Book Review: Birthmarked by Caragh O’Brien

Pros: feisty protagonist, interesting premise, good world-building

Cons: giant plot hole, people are too willing to help Gaia

Sixteen year old Gaia Stone has just delivered her first baby solo, and though taking it from its mother and giving it to the Enclave is the right thing to do, for some reason she feels bad about it. Then her parents are taken by the Enclave and she’s questioned about their actions. Gaia can’t understand why her family has been targeted when they’ve always followed the rules. But she’s going to get her parents out of prison no matter the cost.

Set in a future where conditions are harsh, the Enclave is a walled city on a hill where everything is perfect, at least as far as Gaia’s concerned. She lives outside the wall in Wharfton’s Western Sector Three, helping her mother deliver babies and sending the first three babies of each month to the Enclave to be adopted by its inhabitants. But life inside the Enclave isn’t as rosy as Gaia believes.

I really liked Gaia. She starts the book very naive about what she’s doing, not questioning the Enclave’s orders at all.
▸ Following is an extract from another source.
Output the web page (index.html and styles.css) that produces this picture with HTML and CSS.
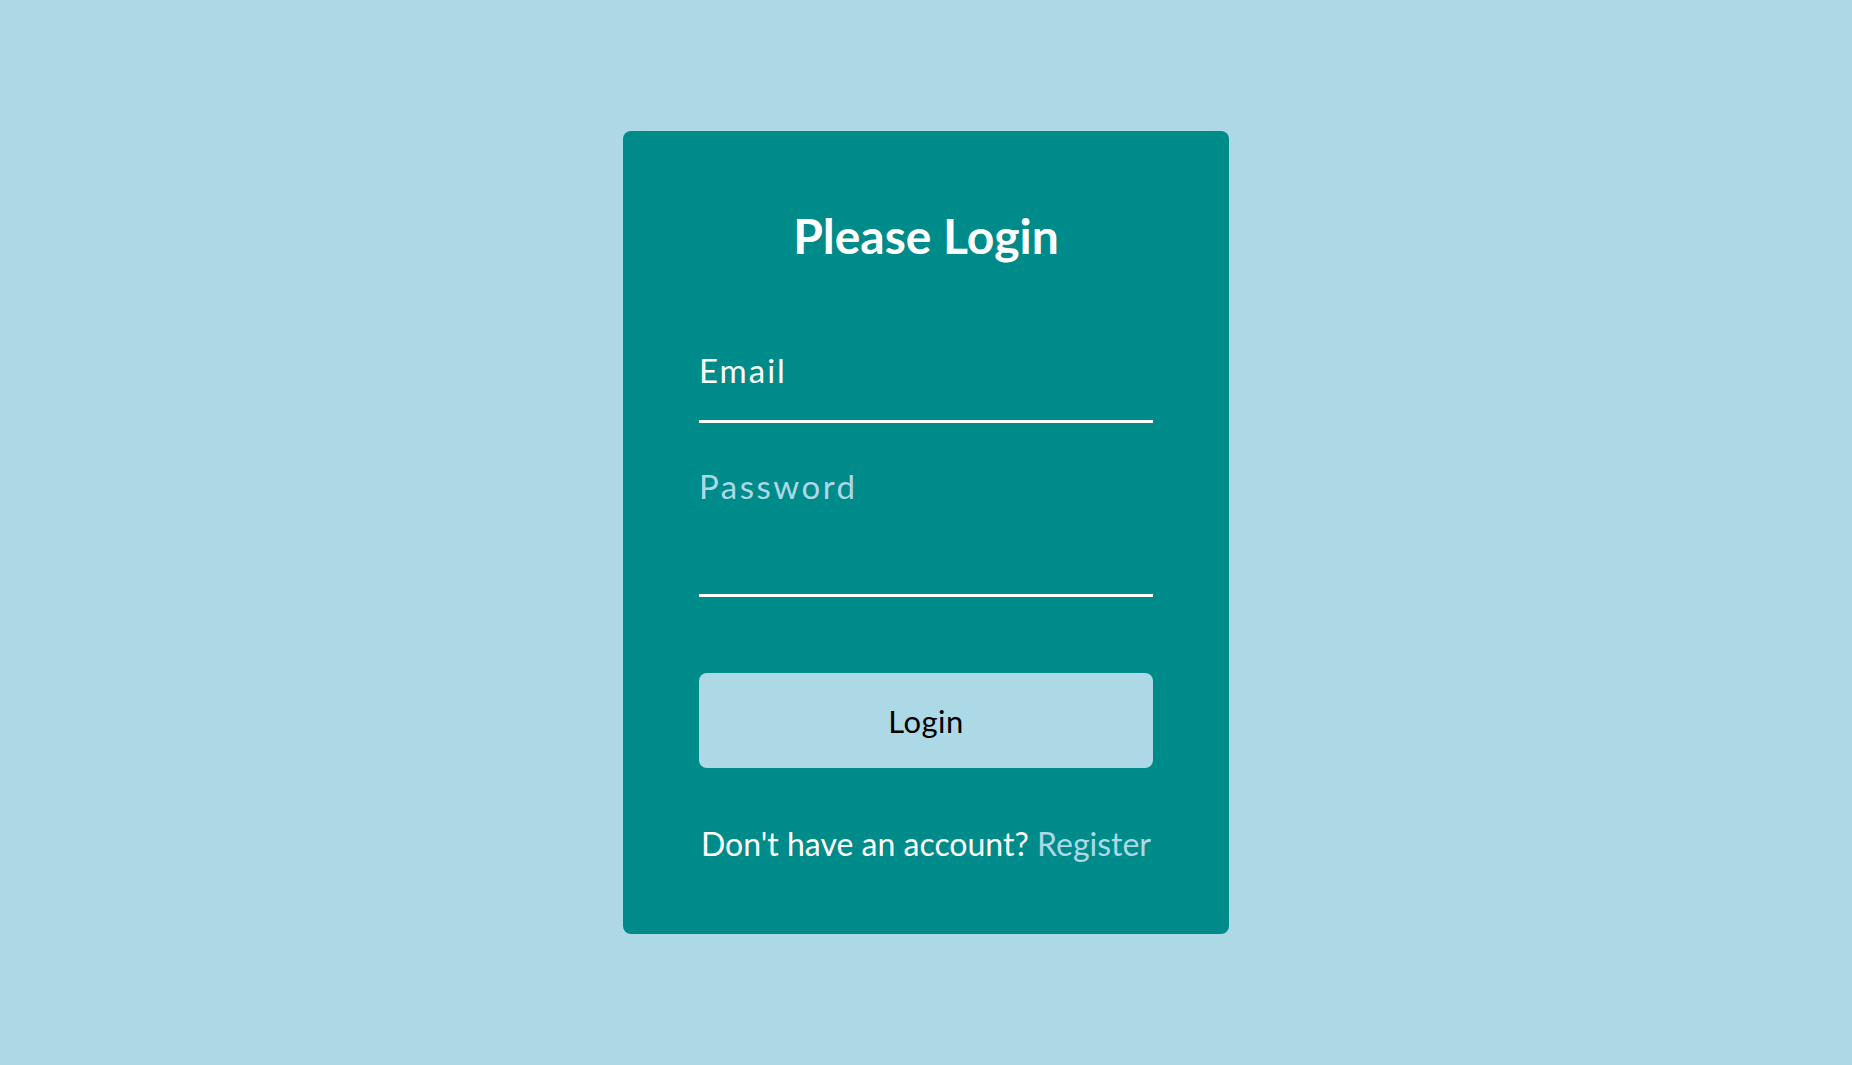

Otherwise, she’s pretty feisty and willing to fight for her family while still doing what she believes is right. I liked that she had to make some difficult decisions, and that there were some consequences - though not as many as might realistically happen. She does forgive herself quickly for some actions that I suspect would take longer to get over.

Though a minor element, I thought the romantic relationship she develops came about naturally. It evolves slowly and involves a lot of questioning, making it feel realistic.

I thought the setting and premise were interesting, especially when more of the Enclave was revealed.

I was surprised by how many people - inside the Enclave - were willing to help Gaia. Considering what the penalty was for helping a fugitive, it seemed more people were willing to risk death than I thought credible.

There is a huge plot hole that gets larger the more you learn. Basically, the Enclave imprisoned Gaia’s parents to get some information they desperately need. But Gaia’s parents want the flip side of that same information, so there’s no reason for them to not cooperate with authorities by hiding what they know. While recording the information might have been a problem in the past, the Enclave is now happy that Gaia’s parents have it, and presumably weren’t going to punish them for the records that it now needs. So I was left wondering why her parents didn’t say what they knew, thereby helping out the Enclave and the parents in Wharfton (though maybe they were afraid the parents wouldn’t be given the information).

I also had a hard time believing the Enclave wouldn’t record who the birth parents of the kids adopted into the Enclave were - and yes, a reason was given in the book, but governments are good about keeping secret records, and making sure to avoid incest seems a very good reason to keep records.

I enjoyed the book and it was a quick read, but the plot hole grated the further into the book I got so I probably won’t finish the trilogy.